• **SHORT TASK**
Among the lines of these entries, how many hold the word "that"? State only the number.

[Extracted data entries]

— BEGIN —

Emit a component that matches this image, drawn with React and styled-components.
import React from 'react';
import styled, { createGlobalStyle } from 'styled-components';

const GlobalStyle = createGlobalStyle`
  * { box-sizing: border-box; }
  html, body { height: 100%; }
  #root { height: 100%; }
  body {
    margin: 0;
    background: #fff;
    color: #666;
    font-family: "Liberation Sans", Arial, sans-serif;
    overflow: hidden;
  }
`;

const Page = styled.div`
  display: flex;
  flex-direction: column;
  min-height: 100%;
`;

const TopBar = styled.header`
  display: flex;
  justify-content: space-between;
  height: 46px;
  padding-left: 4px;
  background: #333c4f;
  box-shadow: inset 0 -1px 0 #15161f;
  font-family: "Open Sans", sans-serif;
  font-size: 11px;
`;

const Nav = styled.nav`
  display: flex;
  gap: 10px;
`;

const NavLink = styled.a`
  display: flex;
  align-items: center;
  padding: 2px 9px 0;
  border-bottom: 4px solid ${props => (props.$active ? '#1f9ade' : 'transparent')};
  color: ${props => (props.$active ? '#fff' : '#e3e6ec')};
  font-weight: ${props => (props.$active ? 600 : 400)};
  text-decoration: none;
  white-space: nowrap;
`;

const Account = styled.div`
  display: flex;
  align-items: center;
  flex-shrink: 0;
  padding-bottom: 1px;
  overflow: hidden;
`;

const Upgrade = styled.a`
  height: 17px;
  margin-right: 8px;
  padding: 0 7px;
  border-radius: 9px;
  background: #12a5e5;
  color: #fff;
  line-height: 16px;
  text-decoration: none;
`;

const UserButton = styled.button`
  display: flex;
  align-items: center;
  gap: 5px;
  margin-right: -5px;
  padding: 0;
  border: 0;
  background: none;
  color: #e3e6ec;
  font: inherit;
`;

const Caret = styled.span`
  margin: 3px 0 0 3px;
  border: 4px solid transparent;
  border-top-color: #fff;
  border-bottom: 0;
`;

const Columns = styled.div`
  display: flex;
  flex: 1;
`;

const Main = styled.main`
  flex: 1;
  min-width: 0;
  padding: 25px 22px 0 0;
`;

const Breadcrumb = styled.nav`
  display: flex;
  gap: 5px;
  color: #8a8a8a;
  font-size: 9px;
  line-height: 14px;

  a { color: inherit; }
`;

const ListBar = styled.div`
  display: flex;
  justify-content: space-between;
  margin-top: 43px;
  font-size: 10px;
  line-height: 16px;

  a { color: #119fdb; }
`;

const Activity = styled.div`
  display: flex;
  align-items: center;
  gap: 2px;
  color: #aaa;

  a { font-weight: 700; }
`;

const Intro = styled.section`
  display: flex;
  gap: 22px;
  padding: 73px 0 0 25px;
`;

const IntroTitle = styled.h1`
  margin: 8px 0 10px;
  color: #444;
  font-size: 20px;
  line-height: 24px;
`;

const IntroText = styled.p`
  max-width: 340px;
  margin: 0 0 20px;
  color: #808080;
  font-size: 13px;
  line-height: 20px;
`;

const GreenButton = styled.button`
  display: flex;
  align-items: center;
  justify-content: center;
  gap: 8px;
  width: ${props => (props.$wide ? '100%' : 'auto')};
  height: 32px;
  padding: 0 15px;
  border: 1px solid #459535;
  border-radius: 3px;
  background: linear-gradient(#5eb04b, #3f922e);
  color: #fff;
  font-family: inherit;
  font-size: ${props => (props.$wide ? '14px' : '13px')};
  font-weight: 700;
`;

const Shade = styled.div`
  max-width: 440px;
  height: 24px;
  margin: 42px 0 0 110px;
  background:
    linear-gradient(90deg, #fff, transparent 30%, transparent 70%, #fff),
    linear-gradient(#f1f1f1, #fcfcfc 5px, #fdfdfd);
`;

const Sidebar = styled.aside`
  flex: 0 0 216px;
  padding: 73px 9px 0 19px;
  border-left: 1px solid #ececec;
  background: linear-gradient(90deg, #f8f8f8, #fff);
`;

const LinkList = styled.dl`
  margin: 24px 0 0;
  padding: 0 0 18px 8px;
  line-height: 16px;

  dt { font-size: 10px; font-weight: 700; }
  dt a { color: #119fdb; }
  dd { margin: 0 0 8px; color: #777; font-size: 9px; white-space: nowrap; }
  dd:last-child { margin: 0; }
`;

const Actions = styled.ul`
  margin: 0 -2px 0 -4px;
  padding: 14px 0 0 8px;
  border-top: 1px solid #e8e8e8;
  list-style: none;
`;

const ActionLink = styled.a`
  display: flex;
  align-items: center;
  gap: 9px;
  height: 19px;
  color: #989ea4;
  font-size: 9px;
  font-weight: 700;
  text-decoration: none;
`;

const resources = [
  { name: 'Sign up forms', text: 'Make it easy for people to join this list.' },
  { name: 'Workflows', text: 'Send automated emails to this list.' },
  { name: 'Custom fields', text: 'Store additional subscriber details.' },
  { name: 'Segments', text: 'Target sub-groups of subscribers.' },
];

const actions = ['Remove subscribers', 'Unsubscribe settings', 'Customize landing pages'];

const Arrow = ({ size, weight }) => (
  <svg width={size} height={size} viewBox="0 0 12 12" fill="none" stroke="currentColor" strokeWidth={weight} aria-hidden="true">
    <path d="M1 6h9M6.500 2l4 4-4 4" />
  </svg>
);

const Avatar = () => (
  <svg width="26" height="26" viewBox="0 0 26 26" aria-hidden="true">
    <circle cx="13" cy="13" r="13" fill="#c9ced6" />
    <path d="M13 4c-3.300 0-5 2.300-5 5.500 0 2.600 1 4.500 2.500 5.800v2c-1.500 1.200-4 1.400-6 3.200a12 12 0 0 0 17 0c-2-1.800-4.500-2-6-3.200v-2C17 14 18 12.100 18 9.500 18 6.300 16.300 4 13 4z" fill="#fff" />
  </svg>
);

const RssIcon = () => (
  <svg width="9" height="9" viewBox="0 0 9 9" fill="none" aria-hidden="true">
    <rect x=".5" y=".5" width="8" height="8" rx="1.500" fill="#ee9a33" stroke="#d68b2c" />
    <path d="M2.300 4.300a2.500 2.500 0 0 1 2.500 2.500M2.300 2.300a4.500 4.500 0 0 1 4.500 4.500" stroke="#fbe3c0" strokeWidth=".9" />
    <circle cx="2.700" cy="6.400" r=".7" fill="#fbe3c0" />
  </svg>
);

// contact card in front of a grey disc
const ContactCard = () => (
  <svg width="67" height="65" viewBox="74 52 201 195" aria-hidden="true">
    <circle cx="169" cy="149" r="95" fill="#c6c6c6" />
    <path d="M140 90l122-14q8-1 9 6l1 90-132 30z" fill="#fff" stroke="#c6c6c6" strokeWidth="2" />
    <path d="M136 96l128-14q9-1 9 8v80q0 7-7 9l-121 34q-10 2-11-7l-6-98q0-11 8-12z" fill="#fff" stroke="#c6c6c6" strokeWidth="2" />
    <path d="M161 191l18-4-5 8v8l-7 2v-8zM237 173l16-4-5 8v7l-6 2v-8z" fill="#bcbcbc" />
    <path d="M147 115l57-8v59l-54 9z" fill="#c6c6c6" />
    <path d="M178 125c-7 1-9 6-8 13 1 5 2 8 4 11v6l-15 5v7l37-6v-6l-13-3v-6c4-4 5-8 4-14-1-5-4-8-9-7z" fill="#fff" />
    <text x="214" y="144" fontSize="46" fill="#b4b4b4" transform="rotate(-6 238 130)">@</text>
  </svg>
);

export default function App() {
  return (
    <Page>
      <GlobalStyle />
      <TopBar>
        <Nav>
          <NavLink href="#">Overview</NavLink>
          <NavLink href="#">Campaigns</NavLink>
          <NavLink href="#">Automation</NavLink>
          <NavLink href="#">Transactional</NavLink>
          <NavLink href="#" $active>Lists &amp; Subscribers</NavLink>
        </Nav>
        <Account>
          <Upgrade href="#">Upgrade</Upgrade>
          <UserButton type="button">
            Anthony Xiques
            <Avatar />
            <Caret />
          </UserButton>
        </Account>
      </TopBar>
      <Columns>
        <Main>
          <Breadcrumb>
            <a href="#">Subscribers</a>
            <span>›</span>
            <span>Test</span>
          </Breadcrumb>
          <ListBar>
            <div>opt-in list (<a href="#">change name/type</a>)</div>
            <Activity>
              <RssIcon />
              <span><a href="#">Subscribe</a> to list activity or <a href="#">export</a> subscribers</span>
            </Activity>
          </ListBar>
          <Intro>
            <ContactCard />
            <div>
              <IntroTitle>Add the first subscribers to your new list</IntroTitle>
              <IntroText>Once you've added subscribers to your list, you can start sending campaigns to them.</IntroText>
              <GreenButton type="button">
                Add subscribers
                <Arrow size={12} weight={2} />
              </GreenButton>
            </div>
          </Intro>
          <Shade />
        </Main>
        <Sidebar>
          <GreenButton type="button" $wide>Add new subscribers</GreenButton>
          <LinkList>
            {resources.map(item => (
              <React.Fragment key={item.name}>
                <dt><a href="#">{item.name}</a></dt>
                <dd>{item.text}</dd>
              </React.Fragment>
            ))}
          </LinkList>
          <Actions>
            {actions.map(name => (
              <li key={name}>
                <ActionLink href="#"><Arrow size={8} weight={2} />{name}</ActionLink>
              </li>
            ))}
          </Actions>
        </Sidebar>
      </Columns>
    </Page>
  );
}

— END —
— BEGIN —

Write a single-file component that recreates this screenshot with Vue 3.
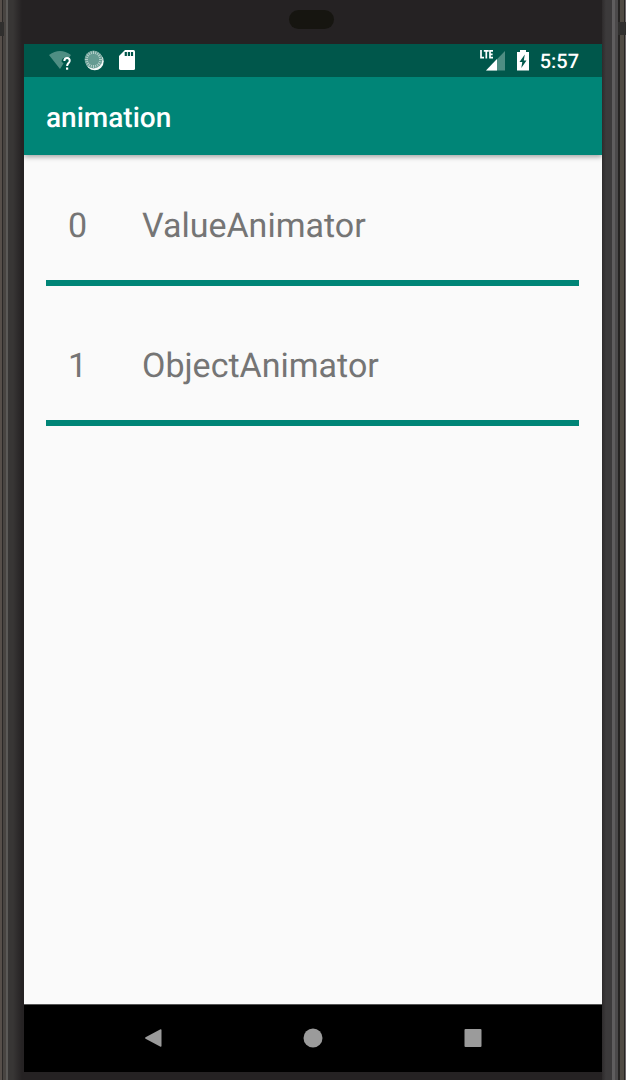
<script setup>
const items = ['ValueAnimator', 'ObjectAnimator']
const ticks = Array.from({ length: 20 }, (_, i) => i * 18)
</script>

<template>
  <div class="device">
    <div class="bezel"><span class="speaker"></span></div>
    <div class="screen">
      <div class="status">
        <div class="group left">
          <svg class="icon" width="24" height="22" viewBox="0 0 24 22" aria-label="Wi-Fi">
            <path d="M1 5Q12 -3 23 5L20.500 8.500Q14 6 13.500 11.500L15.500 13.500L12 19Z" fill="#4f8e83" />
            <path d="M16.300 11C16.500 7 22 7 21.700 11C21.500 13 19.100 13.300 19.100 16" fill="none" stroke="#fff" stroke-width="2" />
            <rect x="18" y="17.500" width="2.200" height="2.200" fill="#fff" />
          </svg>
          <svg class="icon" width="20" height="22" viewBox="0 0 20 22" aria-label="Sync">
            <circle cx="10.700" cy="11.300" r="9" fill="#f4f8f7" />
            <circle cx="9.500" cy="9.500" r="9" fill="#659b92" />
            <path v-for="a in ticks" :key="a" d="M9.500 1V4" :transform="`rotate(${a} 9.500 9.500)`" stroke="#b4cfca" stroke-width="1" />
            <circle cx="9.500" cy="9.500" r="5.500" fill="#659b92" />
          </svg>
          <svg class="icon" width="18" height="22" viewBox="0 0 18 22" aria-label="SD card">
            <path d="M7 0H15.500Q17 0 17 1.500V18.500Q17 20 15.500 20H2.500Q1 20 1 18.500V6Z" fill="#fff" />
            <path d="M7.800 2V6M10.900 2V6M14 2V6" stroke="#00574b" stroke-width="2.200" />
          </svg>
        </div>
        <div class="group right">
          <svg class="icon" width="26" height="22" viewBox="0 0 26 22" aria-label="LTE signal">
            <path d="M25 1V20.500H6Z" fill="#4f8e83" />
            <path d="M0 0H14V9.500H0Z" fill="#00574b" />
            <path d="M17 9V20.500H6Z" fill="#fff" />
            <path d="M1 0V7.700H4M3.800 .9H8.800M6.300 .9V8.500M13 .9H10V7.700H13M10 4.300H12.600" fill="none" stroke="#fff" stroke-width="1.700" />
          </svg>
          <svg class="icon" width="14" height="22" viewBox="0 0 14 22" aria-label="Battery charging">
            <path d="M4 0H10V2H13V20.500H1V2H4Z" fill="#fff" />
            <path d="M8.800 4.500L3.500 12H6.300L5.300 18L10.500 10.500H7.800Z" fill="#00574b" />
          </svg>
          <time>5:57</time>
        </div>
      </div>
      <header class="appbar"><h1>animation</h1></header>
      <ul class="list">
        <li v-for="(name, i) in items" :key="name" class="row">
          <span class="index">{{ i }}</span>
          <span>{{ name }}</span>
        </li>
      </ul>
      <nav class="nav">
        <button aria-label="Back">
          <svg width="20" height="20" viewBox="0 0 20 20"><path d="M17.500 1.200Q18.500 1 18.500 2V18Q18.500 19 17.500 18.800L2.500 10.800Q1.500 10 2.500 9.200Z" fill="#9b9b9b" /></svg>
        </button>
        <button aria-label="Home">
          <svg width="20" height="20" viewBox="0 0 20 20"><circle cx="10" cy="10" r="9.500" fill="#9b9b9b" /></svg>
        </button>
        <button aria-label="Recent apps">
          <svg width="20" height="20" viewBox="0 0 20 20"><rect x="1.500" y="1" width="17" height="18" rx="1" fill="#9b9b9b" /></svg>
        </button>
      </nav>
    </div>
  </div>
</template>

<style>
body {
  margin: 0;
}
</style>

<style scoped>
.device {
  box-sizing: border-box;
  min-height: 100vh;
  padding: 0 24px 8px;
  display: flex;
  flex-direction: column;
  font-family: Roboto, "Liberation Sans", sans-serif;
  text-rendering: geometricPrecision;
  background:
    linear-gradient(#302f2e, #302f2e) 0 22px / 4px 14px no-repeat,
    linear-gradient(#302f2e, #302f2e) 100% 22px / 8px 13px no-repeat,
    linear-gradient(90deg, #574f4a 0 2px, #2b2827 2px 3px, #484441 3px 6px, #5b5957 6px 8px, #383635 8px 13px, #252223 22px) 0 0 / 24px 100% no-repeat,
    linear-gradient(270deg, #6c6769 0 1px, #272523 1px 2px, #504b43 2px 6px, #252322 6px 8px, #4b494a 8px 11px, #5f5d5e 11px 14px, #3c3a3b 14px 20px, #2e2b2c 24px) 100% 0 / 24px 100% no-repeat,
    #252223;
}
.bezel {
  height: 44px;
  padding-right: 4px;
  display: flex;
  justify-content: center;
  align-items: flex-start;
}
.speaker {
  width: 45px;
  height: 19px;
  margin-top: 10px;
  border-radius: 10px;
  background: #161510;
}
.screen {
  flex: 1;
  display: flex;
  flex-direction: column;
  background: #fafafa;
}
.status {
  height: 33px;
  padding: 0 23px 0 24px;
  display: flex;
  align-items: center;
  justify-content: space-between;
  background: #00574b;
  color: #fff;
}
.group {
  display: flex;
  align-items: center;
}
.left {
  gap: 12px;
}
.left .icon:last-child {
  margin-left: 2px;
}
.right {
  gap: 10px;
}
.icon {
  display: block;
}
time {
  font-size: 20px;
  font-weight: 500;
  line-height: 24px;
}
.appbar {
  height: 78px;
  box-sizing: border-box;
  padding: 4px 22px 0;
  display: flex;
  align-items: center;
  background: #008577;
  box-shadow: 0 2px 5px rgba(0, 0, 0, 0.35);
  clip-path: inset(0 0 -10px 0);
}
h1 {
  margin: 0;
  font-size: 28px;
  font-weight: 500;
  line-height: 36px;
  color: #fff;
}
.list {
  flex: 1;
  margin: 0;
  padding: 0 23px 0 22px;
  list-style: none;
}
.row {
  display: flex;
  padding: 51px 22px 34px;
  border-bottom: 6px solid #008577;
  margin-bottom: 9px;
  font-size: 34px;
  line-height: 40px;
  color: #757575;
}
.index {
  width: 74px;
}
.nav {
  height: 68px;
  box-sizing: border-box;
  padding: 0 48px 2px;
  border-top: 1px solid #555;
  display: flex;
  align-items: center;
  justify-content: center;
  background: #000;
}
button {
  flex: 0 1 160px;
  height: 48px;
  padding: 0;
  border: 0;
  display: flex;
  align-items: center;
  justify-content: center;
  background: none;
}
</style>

— END —

• **COMPLETE ANSWER**
2